■ Problem statement: Using the listing below, please gather every line containing the word "with".

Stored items
_ _ _ _ _

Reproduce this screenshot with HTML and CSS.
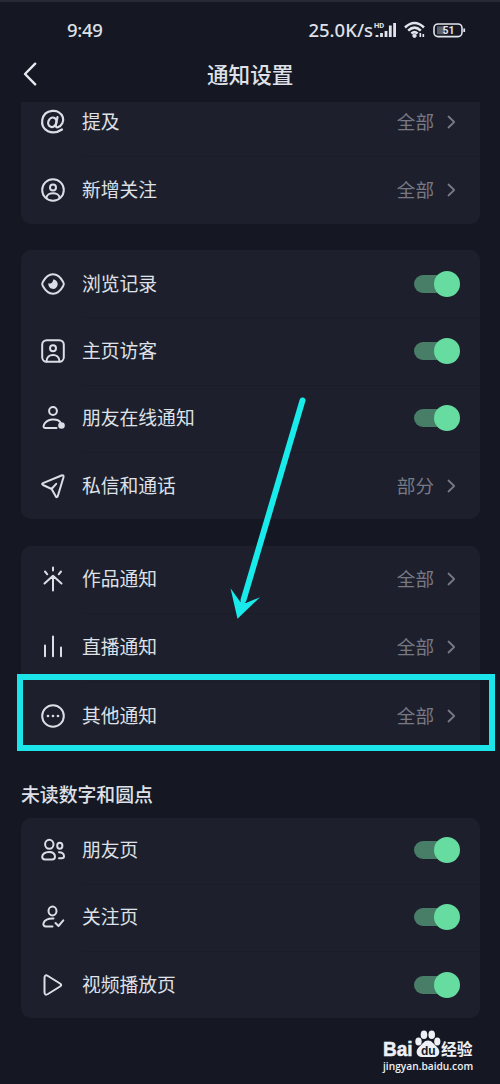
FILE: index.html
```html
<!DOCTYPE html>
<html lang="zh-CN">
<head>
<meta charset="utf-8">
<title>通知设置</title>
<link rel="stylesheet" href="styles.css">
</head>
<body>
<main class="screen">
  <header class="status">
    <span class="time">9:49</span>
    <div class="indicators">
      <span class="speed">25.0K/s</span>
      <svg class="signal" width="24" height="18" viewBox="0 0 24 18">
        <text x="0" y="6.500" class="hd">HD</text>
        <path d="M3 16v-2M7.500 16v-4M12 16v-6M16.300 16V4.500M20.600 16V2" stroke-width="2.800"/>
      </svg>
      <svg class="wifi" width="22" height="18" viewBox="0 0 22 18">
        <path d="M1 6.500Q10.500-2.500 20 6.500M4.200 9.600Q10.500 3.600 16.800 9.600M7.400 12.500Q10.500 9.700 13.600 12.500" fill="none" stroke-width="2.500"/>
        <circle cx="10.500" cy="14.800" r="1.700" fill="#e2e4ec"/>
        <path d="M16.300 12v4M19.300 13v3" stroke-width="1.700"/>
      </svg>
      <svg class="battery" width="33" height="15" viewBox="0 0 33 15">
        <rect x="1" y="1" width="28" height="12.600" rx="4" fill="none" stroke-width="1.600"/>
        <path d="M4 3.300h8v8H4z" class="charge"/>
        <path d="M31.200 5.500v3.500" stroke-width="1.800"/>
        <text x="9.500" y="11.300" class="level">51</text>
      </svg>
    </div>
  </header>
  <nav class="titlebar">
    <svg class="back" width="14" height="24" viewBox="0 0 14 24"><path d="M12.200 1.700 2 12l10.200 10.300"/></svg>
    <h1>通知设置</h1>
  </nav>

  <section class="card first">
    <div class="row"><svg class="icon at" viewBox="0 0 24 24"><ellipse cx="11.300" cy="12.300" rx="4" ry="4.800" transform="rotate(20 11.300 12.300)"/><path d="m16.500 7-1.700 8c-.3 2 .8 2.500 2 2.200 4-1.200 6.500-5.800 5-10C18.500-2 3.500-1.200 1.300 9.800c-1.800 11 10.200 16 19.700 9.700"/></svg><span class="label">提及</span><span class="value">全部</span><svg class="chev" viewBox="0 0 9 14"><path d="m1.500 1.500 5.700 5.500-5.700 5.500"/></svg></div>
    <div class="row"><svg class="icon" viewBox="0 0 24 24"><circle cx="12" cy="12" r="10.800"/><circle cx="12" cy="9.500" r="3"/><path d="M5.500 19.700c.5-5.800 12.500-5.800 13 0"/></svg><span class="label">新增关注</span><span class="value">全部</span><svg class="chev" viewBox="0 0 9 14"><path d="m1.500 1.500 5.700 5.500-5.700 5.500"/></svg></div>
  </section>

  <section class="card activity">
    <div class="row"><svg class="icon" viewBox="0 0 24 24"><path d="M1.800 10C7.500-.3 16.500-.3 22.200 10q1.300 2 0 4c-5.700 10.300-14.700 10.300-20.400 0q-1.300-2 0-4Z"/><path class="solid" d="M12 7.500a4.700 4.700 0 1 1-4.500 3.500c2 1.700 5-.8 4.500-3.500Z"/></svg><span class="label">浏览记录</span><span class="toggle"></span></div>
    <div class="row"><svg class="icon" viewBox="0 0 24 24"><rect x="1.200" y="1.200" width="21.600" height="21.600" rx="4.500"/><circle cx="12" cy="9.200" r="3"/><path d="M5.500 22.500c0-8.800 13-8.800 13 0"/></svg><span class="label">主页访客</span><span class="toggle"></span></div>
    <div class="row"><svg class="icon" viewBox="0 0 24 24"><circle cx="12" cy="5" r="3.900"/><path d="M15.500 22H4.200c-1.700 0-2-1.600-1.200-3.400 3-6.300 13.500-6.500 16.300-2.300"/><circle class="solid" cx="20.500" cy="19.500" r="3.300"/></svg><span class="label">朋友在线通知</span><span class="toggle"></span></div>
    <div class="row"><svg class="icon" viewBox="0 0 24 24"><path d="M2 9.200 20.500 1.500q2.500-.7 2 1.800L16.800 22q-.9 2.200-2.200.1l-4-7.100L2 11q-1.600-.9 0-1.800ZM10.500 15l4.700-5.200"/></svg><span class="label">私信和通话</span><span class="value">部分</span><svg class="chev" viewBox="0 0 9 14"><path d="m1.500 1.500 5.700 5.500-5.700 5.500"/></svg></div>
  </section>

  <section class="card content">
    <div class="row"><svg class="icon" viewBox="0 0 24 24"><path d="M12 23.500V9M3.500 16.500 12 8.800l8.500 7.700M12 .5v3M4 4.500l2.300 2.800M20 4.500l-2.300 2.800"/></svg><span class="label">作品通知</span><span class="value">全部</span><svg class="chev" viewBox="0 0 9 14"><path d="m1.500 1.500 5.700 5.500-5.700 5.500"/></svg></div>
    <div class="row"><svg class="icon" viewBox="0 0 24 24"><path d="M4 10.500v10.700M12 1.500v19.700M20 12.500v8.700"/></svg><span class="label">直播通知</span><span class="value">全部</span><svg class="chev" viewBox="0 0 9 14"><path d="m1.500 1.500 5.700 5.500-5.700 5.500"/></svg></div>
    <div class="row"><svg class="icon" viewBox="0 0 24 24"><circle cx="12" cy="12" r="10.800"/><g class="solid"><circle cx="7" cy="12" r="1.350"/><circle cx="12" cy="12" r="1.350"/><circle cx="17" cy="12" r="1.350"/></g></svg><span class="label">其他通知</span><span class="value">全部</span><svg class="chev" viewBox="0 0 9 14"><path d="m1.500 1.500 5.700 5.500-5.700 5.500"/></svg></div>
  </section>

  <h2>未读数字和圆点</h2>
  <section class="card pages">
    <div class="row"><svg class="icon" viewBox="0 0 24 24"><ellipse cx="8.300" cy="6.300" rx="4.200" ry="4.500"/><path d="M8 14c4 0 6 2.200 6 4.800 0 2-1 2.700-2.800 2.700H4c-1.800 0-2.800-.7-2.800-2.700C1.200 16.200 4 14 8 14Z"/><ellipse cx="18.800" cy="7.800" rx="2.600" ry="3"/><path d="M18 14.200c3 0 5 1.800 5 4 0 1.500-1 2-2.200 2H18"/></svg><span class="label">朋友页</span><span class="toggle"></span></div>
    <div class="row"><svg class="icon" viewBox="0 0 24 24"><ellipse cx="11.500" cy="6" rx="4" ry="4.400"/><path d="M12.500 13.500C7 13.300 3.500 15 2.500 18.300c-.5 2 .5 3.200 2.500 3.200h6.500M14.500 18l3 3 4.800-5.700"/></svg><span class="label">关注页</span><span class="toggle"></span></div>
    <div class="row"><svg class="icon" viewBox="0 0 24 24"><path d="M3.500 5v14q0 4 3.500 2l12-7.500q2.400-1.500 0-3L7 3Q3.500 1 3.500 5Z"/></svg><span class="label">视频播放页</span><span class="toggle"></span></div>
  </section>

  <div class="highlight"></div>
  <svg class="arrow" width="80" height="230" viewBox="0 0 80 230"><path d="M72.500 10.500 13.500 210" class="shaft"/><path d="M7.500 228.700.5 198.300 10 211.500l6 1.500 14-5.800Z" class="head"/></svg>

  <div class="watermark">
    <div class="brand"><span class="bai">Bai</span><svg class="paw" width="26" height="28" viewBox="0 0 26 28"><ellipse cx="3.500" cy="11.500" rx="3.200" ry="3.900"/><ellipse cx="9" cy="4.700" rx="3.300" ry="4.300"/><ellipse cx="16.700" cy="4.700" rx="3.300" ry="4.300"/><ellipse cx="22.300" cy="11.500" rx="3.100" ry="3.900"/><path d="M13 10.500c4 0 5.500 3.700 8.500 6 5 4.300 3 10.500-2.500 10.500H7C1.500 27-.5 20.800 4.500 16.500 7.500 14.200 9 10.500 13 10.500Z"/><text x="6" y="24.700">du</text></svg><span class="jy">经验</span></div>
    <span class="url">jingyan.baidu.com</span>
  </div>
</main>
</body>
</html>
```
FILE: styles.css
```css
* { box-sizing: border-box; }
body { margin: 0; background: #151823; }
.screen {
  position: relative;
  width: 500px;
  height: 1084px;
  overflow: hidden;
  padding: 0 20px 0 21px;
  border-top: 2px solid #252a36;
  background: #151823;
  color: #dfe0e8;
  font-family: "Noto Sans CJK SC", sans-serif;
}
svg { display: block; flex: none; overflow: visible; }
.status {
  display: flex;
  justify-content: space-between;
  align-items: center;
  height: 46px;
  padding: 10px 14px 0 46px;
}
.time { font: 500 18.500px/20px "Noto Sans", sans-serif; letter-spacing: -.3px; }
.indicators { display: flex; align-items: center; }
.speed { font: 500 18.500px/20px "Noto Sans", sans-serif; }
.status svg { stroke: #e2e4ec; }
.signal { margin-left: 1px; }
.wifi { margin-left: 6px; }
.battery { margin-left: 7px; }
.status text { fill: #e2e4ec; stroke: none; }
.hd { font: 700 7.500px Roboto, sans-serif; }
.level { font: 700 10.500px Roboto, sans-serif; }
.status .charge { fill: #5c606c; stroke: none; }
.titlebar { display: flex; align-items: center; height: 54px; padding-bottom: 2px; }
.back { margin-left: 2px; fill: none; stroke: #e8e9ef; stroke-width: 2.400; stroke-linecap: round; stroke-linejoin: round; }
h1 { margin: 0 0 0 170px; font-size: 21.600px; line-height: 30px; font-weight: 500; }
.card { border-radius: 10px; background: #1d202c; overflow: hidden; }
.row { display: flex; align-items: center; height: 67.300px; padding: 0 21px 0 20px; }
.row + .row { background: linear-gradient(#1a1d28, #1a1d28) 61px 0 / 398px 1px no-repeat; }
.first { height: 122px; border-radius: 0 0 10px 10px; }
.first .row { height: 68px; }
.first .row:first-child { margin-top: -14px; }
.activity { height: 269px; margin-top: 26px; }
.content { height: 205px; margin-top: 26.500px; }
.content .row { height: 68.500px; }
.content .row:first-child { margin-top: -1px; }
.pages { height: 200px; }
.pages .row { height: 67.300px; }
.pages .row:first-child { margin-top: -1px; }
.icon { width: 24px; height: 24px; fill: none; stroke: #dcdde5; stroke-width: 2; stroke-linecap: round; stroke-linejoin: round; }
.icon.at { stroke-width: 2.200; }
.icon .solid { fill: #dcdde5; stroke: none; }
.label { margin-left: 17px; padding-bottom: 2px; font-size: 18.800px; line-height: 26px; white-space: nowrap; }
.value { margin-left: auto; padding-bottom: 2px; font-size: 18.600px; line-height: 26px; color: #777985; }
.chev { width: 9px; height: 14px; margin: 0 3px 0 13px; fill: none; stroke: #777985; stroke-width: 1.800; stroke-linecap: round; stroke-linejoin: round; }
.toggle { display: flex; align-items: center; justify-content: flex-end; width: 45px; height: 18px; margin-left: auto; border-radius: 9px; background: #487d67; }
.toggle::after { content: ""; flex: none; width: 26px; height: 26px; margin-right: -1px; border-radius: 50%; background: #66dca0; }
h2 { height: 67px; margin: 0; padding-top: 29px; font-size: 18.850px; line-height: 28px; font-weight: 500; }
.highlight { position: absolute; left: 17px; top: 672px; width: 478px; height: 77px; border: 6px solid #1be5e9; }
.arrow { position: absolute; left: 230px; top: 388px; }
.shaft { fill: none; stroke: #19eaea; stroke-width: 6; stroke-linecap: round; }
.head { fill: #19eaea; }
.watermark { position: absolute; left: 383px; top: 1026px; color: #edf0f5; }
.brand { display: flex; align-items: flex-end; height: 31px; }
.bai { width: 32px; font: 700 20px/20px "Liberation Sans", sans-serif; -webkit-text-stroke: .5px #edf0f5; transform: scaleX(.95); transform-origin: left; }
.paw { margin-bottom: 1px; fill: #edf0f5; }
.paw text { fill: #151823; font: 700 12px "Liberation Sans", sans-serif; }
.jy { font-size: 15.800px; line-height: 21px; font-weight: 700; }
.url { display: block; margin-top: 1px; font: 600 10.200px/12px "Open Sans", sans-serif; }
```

_ _ _ _ _

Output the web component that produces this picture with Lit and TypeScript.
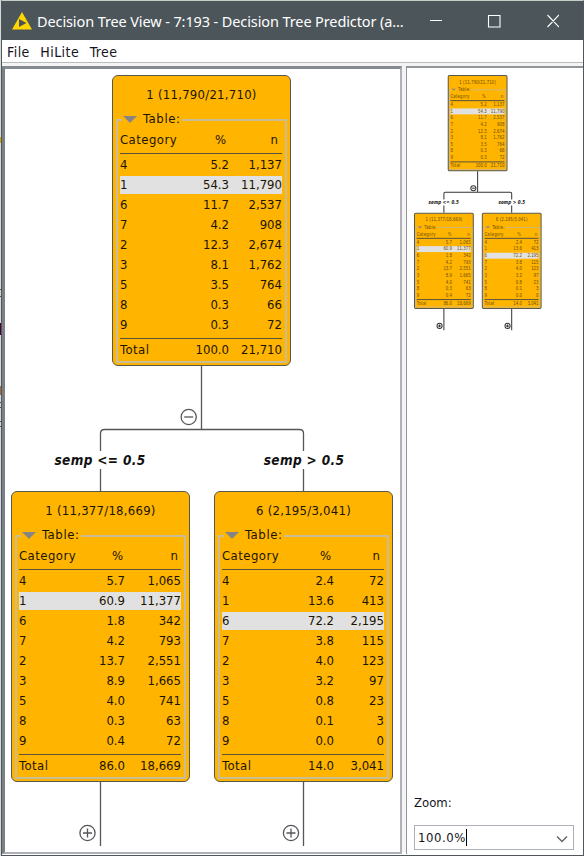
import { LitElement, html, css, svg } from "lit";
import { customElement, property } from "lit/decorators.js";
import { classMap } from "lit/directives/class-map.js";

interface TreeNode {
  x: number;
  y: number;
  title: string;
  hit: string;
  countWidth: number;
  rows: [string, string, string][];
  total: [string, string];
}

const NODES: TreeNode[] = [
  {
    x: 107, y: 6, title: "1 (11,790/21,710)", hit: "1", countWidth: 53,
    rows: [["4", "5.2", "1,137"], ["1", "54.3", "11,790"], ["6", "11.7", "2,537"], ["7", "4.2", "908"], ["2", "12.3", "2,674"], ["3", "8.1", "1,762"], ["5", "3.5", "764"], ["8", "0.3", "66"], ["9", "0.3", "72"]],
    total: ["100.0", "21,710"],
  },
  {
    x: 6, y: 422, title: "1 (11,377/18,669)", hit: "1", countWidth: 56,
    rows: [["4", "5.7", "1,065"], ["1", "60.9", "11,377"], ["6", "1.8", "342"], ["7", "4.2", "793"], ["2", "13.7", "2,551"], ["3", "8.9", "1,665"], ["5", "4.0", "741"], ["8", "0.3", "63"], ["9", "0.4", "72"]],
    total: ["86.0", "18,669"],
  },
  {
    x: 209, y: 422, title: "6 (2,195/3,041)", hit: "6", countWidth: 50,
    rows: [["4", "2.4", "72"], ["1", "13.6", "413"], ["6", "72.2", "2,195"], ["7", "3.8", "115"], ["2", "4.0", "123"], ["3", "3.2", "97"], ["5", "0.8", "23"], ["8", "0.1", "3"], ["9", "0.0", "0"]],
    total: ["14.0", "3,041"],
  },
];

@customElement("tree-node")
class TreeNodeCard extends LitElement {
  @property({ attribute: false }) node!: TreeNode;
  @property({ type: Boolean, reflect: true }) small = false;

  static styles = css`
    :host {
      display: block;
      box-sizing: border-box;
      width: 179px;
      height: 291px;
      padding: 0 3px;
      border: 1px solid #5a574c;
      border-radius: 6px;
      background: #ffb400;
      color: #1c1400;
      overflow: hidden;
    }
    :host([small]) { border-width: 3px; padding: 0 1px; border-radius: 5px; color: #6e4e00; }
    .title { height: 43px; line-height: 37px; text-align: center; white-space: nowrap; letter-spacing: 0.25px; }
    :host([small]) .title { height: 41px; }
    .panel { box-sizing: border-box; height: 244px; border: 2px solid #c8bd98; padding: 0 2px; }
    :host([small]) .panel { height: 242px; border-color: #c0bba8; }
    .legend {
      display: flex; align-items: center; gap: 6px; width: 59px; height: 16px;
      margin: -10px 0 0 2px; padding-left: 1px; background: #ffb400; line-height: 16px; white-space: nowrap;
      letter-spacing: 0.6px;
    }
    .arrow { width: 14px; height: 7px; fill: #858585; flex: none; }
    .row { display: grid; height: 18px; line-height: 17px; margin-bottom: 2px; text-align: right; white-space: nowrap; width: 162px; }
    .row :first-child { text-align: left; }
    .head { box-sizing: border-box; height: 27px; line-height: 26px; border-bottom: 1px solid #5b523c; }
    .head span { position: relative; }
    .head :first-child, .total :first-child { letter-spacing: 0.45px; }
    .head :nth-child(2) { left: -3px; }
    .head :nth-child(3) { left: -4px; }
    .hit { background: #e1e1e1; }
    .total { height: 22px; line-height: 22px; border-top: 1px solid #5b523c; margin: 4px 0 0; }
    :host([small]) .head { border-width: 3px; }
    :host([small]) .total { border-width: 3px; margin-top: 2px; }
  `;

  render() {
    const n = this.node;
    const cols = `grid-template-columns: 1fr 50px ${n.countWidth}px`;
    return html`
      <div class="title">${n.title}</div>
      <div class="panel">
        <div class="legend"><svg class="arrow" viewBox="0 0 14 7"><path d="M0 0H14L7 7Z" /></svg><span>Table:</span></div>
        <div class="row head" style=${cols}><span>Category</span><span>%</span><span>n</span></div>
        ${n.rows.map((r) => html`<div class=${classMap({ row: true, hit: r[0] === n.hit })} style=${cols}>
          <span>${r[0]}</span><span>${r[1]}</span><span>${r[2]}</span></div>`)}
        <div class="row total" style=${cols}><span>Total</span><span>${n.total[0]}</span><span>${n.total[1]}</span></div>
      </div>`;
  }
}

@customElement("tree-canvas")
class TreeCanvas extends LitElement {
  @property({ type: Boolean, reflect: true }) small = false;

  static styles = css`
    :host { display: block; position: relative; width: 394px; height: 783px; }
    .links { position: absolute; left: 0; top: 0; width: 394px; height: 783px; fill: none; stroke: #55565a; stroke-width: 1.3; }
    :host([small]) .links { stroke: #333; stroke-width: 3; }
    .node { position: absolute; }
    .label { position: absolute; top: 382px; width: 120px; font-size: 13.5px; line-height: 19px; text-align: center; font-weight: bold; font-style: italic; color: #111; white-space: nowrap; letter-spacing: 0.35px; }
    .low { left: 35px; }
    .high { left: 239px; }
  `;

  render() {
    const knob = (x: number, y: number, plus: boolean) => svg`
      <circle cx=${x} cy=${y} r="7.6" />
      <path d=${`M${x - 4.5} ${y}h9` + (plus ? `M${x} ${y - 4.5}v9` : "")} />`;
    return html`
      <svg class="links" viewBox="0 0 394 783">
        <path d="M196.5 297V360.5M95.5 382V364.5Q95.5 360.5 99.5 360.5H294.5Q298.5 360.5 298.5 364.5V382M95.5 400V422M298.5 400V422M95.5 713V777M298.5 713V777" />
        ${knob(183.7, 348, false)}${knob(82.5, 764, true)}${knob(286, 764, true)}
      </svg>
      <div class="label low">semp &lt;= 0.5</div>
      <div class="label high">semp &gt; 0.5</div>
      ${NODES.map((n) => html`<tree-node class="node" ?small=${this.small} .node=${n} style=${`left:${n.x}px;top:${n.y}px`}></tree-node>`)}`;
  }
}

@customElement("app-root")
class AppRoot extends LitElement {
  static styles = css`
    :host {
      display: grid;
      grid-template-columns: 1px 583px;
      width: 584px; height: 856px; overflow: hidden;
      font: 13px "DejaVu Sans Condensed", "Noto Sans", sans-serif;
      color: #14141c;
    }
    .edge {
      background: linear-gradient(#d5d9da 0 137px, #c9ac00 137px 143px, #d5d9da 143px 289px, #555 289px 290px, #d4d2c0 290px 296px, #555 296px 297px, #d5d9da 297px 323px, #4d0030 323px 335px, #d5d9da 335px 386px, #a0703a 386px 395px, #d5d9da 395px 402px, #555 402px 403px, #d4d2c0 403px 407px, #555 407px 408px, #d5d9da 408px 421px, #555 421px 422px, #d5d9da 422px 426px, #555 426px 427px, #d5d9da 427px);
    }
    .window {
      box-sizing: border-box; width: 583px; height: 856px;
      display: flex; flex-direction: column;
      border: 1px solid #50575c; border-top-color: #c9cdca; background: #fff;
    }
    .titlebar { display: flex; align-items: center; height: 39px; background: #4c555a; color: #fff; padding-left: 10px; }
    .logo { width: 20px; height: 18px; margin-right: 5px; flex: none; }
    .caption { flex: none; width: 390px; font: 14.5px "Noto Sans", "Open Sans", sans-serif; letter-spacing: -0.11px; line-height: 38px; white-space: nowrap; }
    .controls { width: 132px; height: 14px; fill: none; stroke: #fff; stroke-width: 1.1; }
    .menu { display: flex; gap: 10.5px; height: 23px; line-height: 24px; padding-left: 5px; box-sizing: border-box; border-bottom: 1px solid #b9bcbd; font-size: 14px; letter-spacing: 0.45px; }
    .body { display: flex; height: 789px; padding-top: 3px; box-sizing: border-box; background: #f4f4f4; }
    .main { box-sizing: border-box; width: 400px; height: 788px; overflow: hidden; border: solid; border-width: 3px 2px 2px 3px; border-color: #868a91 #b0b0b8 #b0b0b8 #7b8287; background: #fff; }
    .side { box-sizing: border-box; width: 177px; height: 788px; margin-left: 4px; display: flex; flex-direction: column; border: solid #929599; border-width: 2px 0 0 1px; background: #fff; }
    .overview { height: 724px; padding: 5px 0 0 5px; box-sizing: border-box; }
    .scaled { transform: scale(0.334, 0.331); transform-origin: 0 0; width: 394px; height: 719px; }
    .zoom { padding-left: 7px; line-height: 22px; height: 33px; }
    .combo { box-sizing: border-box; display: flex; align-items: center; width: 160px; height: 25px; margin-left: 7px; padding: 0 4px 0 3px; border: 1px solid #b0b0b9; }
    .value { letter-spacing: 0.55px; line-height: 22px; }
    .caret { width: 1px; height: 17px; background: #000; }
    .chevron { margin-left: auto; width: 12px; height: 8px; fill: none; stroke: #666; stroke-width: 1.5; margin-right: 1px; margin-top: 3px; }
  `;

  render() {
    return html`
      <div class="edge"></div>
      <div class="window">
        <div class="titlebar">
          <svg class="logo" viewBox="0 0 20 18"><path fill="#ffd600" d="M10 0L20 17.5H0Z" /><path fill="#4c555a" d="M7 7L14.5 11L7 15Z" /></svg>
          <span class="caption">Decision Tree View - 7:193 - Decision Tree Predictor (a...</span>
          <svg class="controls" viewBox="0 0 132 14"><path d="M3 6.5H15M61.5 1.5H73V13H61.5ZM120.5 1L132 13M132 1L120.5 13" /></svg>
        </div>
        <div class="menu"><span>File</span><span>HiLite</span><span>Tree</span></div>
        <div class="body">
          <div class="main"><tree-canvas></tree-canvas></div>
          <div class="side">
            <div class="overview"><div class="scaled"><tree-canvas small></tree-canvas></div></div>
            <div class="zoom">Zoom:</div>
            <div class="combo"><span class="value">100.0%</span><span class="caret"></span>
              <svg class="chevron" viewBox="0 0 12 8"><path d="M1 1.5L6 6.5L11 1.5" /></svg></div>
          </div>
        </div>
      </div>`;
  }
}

_ _ _ _ _

■ Solution to this exercise:
Reproduce this screenshot with HTML and CSS.
Output the web component that produces this picture with Lit and TypeScript.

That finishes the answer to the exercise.